Layered would mean putting the coins in sheets, but the coins in one sheet don’t position exactly above the sheet below. Layered prevents the vertical coins between the horizontal ones… to some extent. There may be variations of layering where the same hole is left , but thats so nearly the same as stacking… stacking could be defined as “layers with coins directly above the coins below” , or loosened to be “well defined layering with dedicating spaces for vertical coins”.
Its got to be that poor layering will create empty voids between two coins of different layers, or coins at angles creating voids in the angles… so unlayered is terrible, and shaking won’t every turn unlayered into layered, and definitely won’t create layered with dedicated verticles filled with vertical coin
Are you talking gaps left over at the edges like in my container? Because stacks will pack close enough to not leave any gaps.
You can also get a greater efficiency with a mixture of different coin sizes than you can with uniform coins.
Beautiful. Thank you.
The result of this secondary experiment clearly shows that this newfangled SI thingy isn’t *quite *as foolproof a units system as the most rabid proponents would have it. Long live furlongs and firkins!! And irrational conversion factors! 

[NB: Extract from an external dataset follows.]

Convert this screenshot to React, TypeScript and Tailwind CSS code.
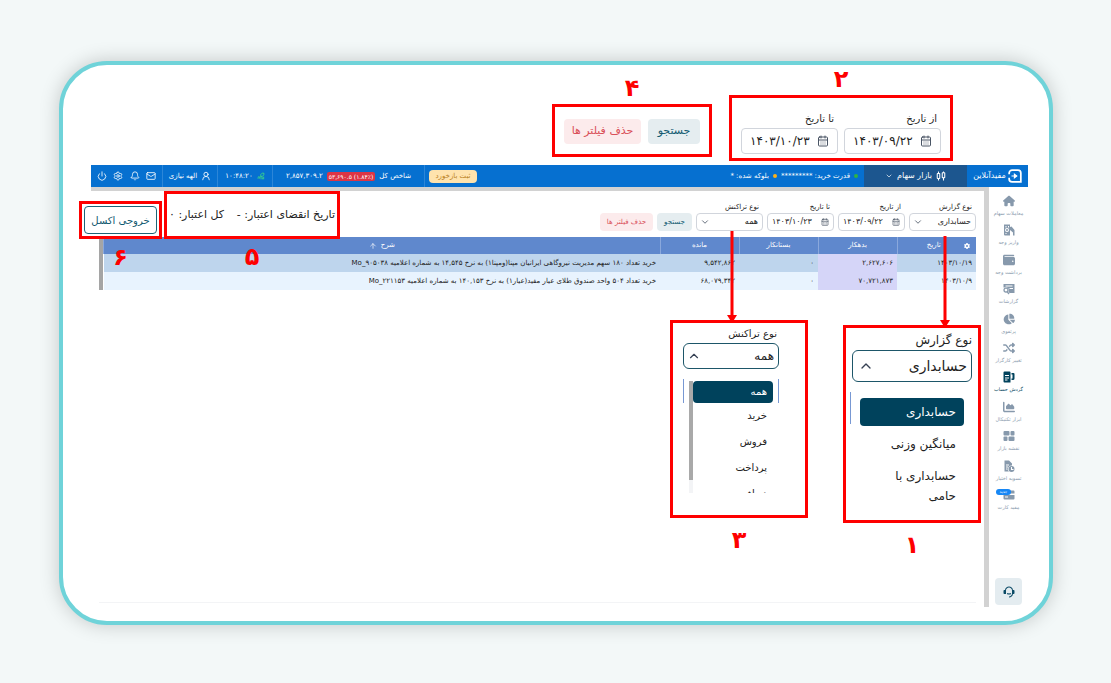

On a serious note, I’d expect that for round coins in a square box only 10x their diameter the edge effects are huge. These sizes are decent proxies for most people’s real world experience with coins and containers, so the experiment is well chosen and highly relevant to them.
But would not be very close to the mathematical limits that would apply to industrial scale stuff like a machine that makes 3/8" flat washers by the ton and dumps them into a receiving bin 10 feet on a side and 20 feet tall.
This effect would be in addition to the point in Chronos’ latest post that varying coin sizes will improve the performance of random packing more than it will deliberately designed optimum packing.